The great thing is that the only "pollution" from the process is helium, great for blimps and party tricks that make you talk like Donald Duck. There are high-energy neutrons given off which rot the equipment meaning it has to be replaced occasionally, but nothing like the radiation and dirty isotopes produced from fission. And the inputs are hydrogen and boron, both dirt-cheap to source.
More here, though this bunch seem mainly concerned with the spaceflight applications.

While Bussard's far from the fruitcakes that seem to infest the cheap energy scene, it seems perverse that such a promising area is unfunded. If you follow the second link far enough, you find they had a very promising device on a mere $2m funding, which got cut, in Bussard's words:
It was not a cutoff of OUR funding, but the entire Navy Energy Program was cut to zero in FY 2006, and we were a part of this cut. The funds were clearly needed for the more important War in Iraq.
While it's so far been a US Navy project, there doesn't seem much chance of the private sector taking up on it:

As for energy companies "stampeding" to support us -- It is clear that a view like this is ignorant of the reality of energy companies. There is only one thing the oil cvompanies want, and that is to sell oil, and more oil. So long as the fields pump, the oil companies will squeeze. They have NO, absolutely NO interest in anything new, ins spite of all their foolish ads in magazines for wind mills and solar-PV roofs. It is all just show and tell. I know these guys, and there is no way they would support anything that might get in the way of oil. The only way to stop oil, from their view, is when it does run out. And then they''ll go for deeper drilling, new fields, Gulf geopressure gas, LNG, etc, etc, and keep raising the price, until finally foolish solar and windmills become competitive.

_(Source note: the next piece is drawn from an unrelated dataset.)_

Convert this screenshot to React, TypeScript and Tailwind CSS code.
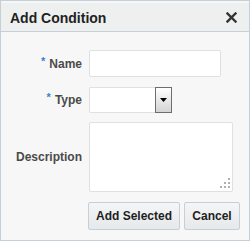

It's the ultimate sadness of the human race in the 21st century that while we have a major crisis in terms of depletion of oil and global warming, efforts instead go into wars to control the oil-bearing countries and to prop up existing business and governmental hierarchies rather than to genuinely find solutions. Our energy / pollution crisis may look bleak but there are plenty of possible solutions on the horizon, but first and foremost we have to sort out our own society.